* **INFORMATION PROVIDED**:
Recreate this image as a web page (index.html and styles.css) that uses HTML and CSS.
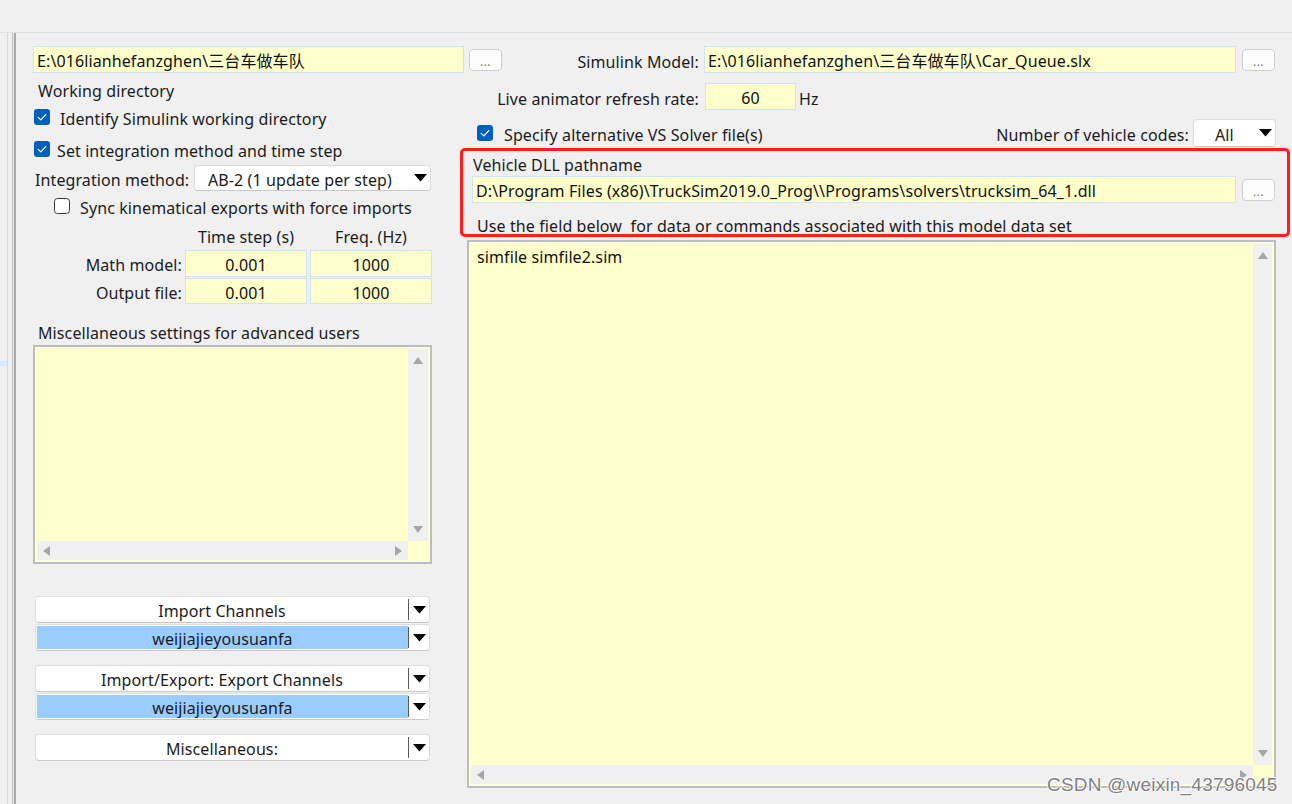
FILE: index.html
```html
<!DOCTYPE html>
<html>
<head>
<meta charset="utf-8">
<title>Model settings</title>
<link rel="stylesheet" href="styles.css">
</head>
<body>
<div class="topbar"></div>
<div class="main">
  <div class="strip"><div class="strip-sel"></div></div>
  <div class="content">
    <div class="col-left">
      <div class="row-path">
        <div class="field path-left">E:\016lianhefanzghen\三台车做车队</div>
        <div class="btn">...</div>
      </div>
      <div class="label wd">Working directory</div>
      <div class="check-row c1">
        <svg class="cb" width="16" height="16" viewBox="0 0 16 16"><rect x="0" y="0" width="16" height="16" rx="3" fill="#005fb8"/><path d="M4.2 8.4 L6.8 10.9 L11.8 5.6" fill="none" stroke="#fff" stroke-width="1.3" stroke-linecap="round" stroke-linejoin="round"/></svg>
        <span class="ct ct1">Identify Simulink working directory</span>
      </div>
      <div class="check-row c2">
        <svg class="cb" width="16" height="16" viewBox="0 0 16 16"><rect x="0" y="0" width="16" height="16" rx="3" fill="#005fb8"/><path d="M4.2 8.4 L6.8 10.9 L11.8 5.6" fill="none" stroke="#fff" stroke-width="1.3" stroke-linecap="round" stroke-linejoin="round"/></svg>
        <span class="ct ct2">Set integration method and time step</span>
      </div>
      <div class="int-row">
        <span class="int-label">Integration method:</span>
        <div class="combo int-combo">
          <span class="combo-text">AB-2 (1 update per step)</span>
          <svg class="arrow" width="13" height="8" viewBox="0 0 13 8"><polygon points="0,0 13,0 6.5,7.5" fill="#000"/></svg>
        </div>
      </div>
      <div class="check-row sync">
        <svg class="cb" width="16" height="16" viewBox="0 0 16 16"><rect x="0.5" y="0.5" width="15" height="15" rx="3" fill="#fff" stroke="#3a3a3a" stroke-width="1"/></svg>
        <span class="ct ct3">Sync kinematical exports with force imports</span>
      </div>
      <div class="ts-grid ts-head">
        <span></span>
        <span class="ts-h">Time step (s)</span>
        <span class="ts-h">Freq. (Hz)</span>
      </div>
      <div class="ts-grid ts-row r-math">
        <span class="ts-label">Math model:</span>
        <div class="field num">0.001</div>
        <div class="field num">1000</div>
      </div>
      <div class="ts-grid ts-row r-out">
        <span class="ts-label">Output file:</span>
        <div class="field num">0.001</div>
        <div class="field num">1000</div>
      </div>
      <div class="label misc-label">Miscellaneous settings for advanced users</div>
      <div class="textbox tb-left">
        <div class="tb-text"></div>
        <div class="vscroll">
          <svg width="10" height="7" viewBox="0 0 10 7"><polygon points="0,7 10,7 5,0" fill="#a6a6a6"/></svg>
          <svg width="10" height="7" viewBox="0 0 10 7"><polygon points="0,0 10,0 5,7" fill="#a6a6a6"/></svg>
        </div>
        <div class="hscroll">
          <svg width="7" height="10" viewBox="0 0 7 10"><polygon points="7,0 7,10 0,5" fill="#a6a6a6"/></svg>
          <svg width="7" height="10" viewBox="0 0 7 10"><polygon points="0,0 0,10 7,5" fill="#a6a6a6"/></svg>
        </div>
        <div class="corner"></div>
      </div>
      <div class="dd-group g1">
        <div class="dd">
          <span class="dd-main">Import Channels</span>
          <span class="dd-div"></span>
          <span class="dd-arrow"><svg width="13" height="8" viewBox="0 0 13 8"><polygon points="0,0 13,0 6.5,7.5" fill="#000"/></svg></span>
        </div>
        <div class="dd">
          <span class="dd-main sel">weijiajieyousuanfa</span>
          <span class="dd-div"></span>
          <span class="dd-arrow"><svg width="13" height="8" viewBox="0 0 13 8"><polygon points="0,0 13,0 6.5,7.5" fill="#000"/></svg></span>
        </div>
      </div>
      <div class="dd-group g2">
        <div class="dd">
          <span class="dd-main">Import/Export: Export Channels</span>
          <span class="dd-div"></span>
          <span class="dd-arrow"><svg width="13" height="8" viewBox="0 0 13 8"><polygon points="0,0 13,0 6.5,7.5" fill="#000"/></svg></span>
        </div>
        <div class="dd">
          <span class="dd-main sel">weijiajieyousuanfa</span>
          <span class="dd-div"></span>
          <span class="dd-arrow"><svg width="13" height="8" viewBox="0 0 13 8"><polygon points="0,0 13,0 6.5,7.5" fill="#000"/></svg></span>
        </div>
      </div>
      <div class="dd-group g3">
        <div class="dd">
          <span class="dd-main">Miscellaneous:</span>
          <span class="dd-div"></span>
          <span class="dd-arrow"><svg width="13" height="8" viewBox="0 0 13 8"><polygon points="0,0 13,0 6.5,7.5" fill="#000"/></svg></span>
        </div>
      </div>
    </div>

    <div class="col-right">
      <div class="r-row r1">
        <span class="r-label">Simulink Model:</span>
        <div class="field model">E:\016lianhefanzghen\三台车做车队\Car_Queue.slx</div>
        <div class="btn">...</div>
      </div>
      <div class="r-row r2">
        <span class="r-label">Live animator refresh rate:</span>
        <div class="field rate">60</div>
        <span class="hz">Hz</span>
      </div>
      <div class="r-row r3">
        <svg class="cb" width="16" height="16" viewBox="0 0 16 16"><rect x="0" y="0" width="16" height="16" rx="3" fill="#005fb8"/><path d="M4.2 8.4 L6.8 10.9 L11.8 5.6" fill="none" stroke="#fff" stroke-width="1.3" stroke-linecap="round" stroke-linejoin="round"/></svg>
        <span class="ct ct4">Specify alternative VS Solver file(s)</span>
        <span class="ct nvc">Number of vehicle codes:</span>
        <div class="combo all-combo">
          <span class="combo-text">All</span>
          <svg class="arrow" width="13" height="8" viewBox="0 0 13 8"><polygon points="0,0 13,0 6.5,7.5" fill="#000"/></svg>
        </div>
      </div>
      <div class="redbox">
        <div class="dll-label">Vehicle DLL pathname</div>
        <div class="dll-row">
          <div class="field dll">D:\Program Files (x86)\TruckSim2019.0_Prog\\Programs\solvers\trucksim_64_1.dll</div>
          <div class="btn">...</div>
        </div>
        <div class="use-label">Use the field below&nbsp; for data or commands associated with this model data set</div>
      </div>
      <div class="textbox tb-right">
        <div class="tb-text">simfile simfile2.sim</div>
        <div class="vscroll">
          <svg width="10" height="7" viewBox="0 0 10 7"><polygon points="0,7 10,7 5,0" fill="#a6a6a6"/></svg>
          <svg width="10" height="7" viewBox="0 0 10 7"><polygon points="0,0 10,0 5,7" fill="#a6a6a6"/></svg>
        </div>
        <div class="hscroll">
          <svg width="7" height="10" viewBox="0 0 7 10"><polygon points="7,0 7,10 0,5" fill="#a6a6a6"/></svg>
          <svg width="7" height="10" viewBox="0 0 7 10"><polygon points="0,0 0,10 7,5" fill="#a6a6a6"/></svg>
        </div>
        <div class="corner"></div>
      </div>
    </div>
  </div>
</div>
<div class="watermark">CSDN @weixin_43796045</div>
</body>
</html>
```
FILE: styles.css
```css
* { box-sizing: border-box; }
html, body { margin: 0; padding: 0; }
body {
  width: 1292px;
  height: 804px;
  overflow: hidden;
  background: #f0f0f0;
  font-family: "Noto Sans", "Noto Sans CJK SC", "Open Sans", sans-serif;
  font-size: 16px;
  letter-spacing: 0.1px;
  color: #1b1b1b;
  position: relative;
}
.topbar {
  height: 33px;
  border-bottom: 1px solid #e1e1e1;
  background: #f0f0f0;
}
.main {
  display: flex;
  height: 771px;
}
.strip {
  width: 16px;
  flex: none;
  position: relative;
  background: linear-gradient(to right, #f0f0f0 0 7px, #d8d8d8 7px 8px, #f0f0f0 8px 12px, #c4c4c4 12px 13px, #e4e4e4 13px 14px, #a9a9a9 14px 16px);
}
.strip-sel {
  position: absolute;
  left: 0;
  top: 328px;
  width: 7px;
  height: 5px;
  background: #d3eafc;
}
.content {
  flex: 1;
  padding: 13px 0 0 17px;
  display: grid;
  grid-template-columns: 427px 830px;
  align-items: start;
}
.col-left, .col-right { display: flex; flex-direction: column; }

.field {
  background: #ffffcc;
  border: 1px solid #cde4f5;
  height: 27px;
  line-height: 25px;
  padding-top: 2px;
  padding-left: 3px;
  white-space: nowrap;
  overflow: hidden;
  color: #111;
}
.btn {
  width: 33px;
  height: 22px;
  margin-top: 3px;
  flex: none;
  background: #fdfdfd;
  border: 1px solid #cfcfcf;
  border-radius: 4px;
  color: #777;
  font-size: 12px;
  line-height: 24px;
  text-align: center;
  letter-spacing: 0.5px;
}
.label { height: 20px; line-height: 22px; white-space: nowrap; }
.check-row { display: flex; align-items: center; height: 20px; white-space: nowrap; }
.ct { padding-top: 3px; }
.cb { flex: none; }

/* left column */
.row-path { display: flex; gap: 5px; width: 469px; }
.path-left { width: 431px; }
.wd { margin-top: 7px; padding-left: 5px; }
.c1 { margin-top: 7px; padding-left: 1px; }
.ct1 { margin-left: 10px; }
.c2 { margin-top: 12px; padding-left: 1px; }
.ct2 { margin-left: 7px; }
.int-row { margin-top: 6px; display: flex; align-items: center; height: 26px; white-space: nowrap; }
.int-label { width: 161px; flex: none; padding-left: 2px; padding-top: 3px; }
.combo {
  display: flex;
  align-items: center;
  background: #fff;
  border: 1px solid #dcdcdc;
  border-bottom-color: #c9c9c9;
  border-radius: 4px;
  height: 26px;
}
.combo-text { padding-top: 3px; }
.int-combo { width: 237px; flex: none; padding-left: 13px; padding-right: 3px; }
.int-combo .combo-text { flex: 1; }
.sync { margin-top: 5px; padding-left: 21px; }
.ct3 { margin-left: 10px; }
.ts-grid {
  display: grid;
  grid-template-columns: 149px 122px 122px;
  column-gap: 3px;
  width: 402px;
}
.ts-head { margin-top: 10px; height: 20px; line-height: 22px; }
.ts-h { text-align: center; }
.ts-row { align-items: center; }
.ts-label { text-align: right; padding-top: 3px; white-space: nowrap; }
.r-math { margin-top: 4px; }
.r-math .field { height: 27px; }
.r-out { margin-top: 1px; }
.r-out .field { height: 26px; line-height: 24px; }
.num { text-align: center; padding-left: 0; }
.misc-label { margin-top: 18px; padding-left: 5px; }

.textbox {
  display: grid;
  border: 2px solid #bdbdbd;
  box-shadow: inset 0 0 0 1px #ffffff;
  background: #ffffcc;
  padding: 2px;
}
.tb-left {
  margin-top: 3px;
  width: 399px;
  height: 219px;
  grid-template-columns: 1fr 20px;
  grid-template-rows: 1fr 19px;
}
.tb-text { padding: 1px 5px; line-height: 20px; color: #111; }
.vscroll {
  background: #f0f0f0;
  display: flex;
  flex-direction: column;
  justify-content: space-between;
  align-items: center;
  padding: 8px 0 8px;
}
.hscroll {
  background: #f0f0f0;
  display: flex;
  justify-content: space-between;
  align-items: center;
  padding: 0 6px 0 6px;
}
.corner { background: #ffffcc; }

.dd-group { display: flex; flex-direction: column; gap: 1px; width: 395px; margin-left: 2px; }
.g1 { margin-top: 32px; }
.g2 { margin-top: 14px; }
.g3 { margin-top: 14px; }
.dd {
  display: flex;
  height: 27px;
  background: #fff;
  border: 1px solid #dedede;
  border-bottom-color: #c8c8c8;
  border-radius: 4px;
}
.dd-main {
  flex: 1;
  text-align: center;
  line-height: 28px;
  white-space: nowrap;
  overflow: hidden;
  color: #1b1b1b;
}
.dd-main.sel { background: #99ccff; margin: 1px 0 1px 1px; line-height: 26px; }
.dd-div { width: 1px; background: #5a5a5a; margin: 2px 0; }
.dd-arrow { width: 20px; display: flex; align-items: center; justify-content: center; }

/* right column */
.r-row { display: flex; align-items: center; white-space: nowrap; }
.r1 { height: 27px; align-items: flex-start; }
.r-label { width: 239px; text-align: right; flex: none; }
.r1 .r-label { line-height: 27px; padding-top: 3px; }
.r2 .r-label { padding-top: 4px; }
.model { width: 532px; margin-left: 5px; }
.r1 .btn { margin-left: 6px; }
.r2 { margin-top: 10px; height: 27px; }
.rate { width: 91px; margin-left: 6px; text-align: center; padding-left: 0; }
.hz { margin-left: 3px; padding-top: 4px; }
.r3 { margin-top: 9px; height: 28px; padding-left: 17px; }
.ct4 { margin-left: 11px; padding-top: 4px; }
.nvc { margin-left: auto; padding-top: 4px; }
.all-combo { width: 83px; height: 28px; margin-left: 4px; margin-right: 14px; padding-left: 21px; padding-right: 3px; }
.all-combo .combo-text { flex: 1; }

.redbox {
  margin-top: 1px;
  height: 89px;
  border: 3px solid #ff1c1c;
  border-radius: 5px;
  padding: 2px 0 0 9px;
}
.dll-label { height: 20px; line-height: 24px; padding-left: 1px; }
.dll-row { display: flex; gap: 6px; margin-top: 3px; }
.dll { width: 764px; }
.use-label { margin-top: 13px; height: 18px; line-height: 21px; padding-left: 5px; white-space: nowrap; }

.tb-right {
  margin-top: 3px;
  margin-left: 7px;
  width: 809px;
  height: 548px;
  grid-template-columns: 1fr 19px;
  grid-template-rows: 1fr 19px;
}
.tb-right .tb-text { padding: 3px 6px; }

.watermark {
  position: absolute;
  left: 1047px;
  top: 774px;
  font-family: "Liberation Sans", Arial, sans-serif;
  font-size: 19px;
  letter-spacing: 0.2px;
  color: #808080;
  text-shadow: 0 0 1px #fff, 1px 0 0 #fff, -1px 0 0 #fff, 0 1px 0 #fff, 0 -1px 0 #fff;
  white-space: nowrap;
}
```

* **REQUIRED WORK**:
Look through the data and show every line containing "this".

* **TASK SOLUTION**:
Recreate this image as a web page (index.html and styles.css) that uses HTML and CSS.
        <div class="use-label">Use the field below&nbsp; for data or commands associated with this model data set</div>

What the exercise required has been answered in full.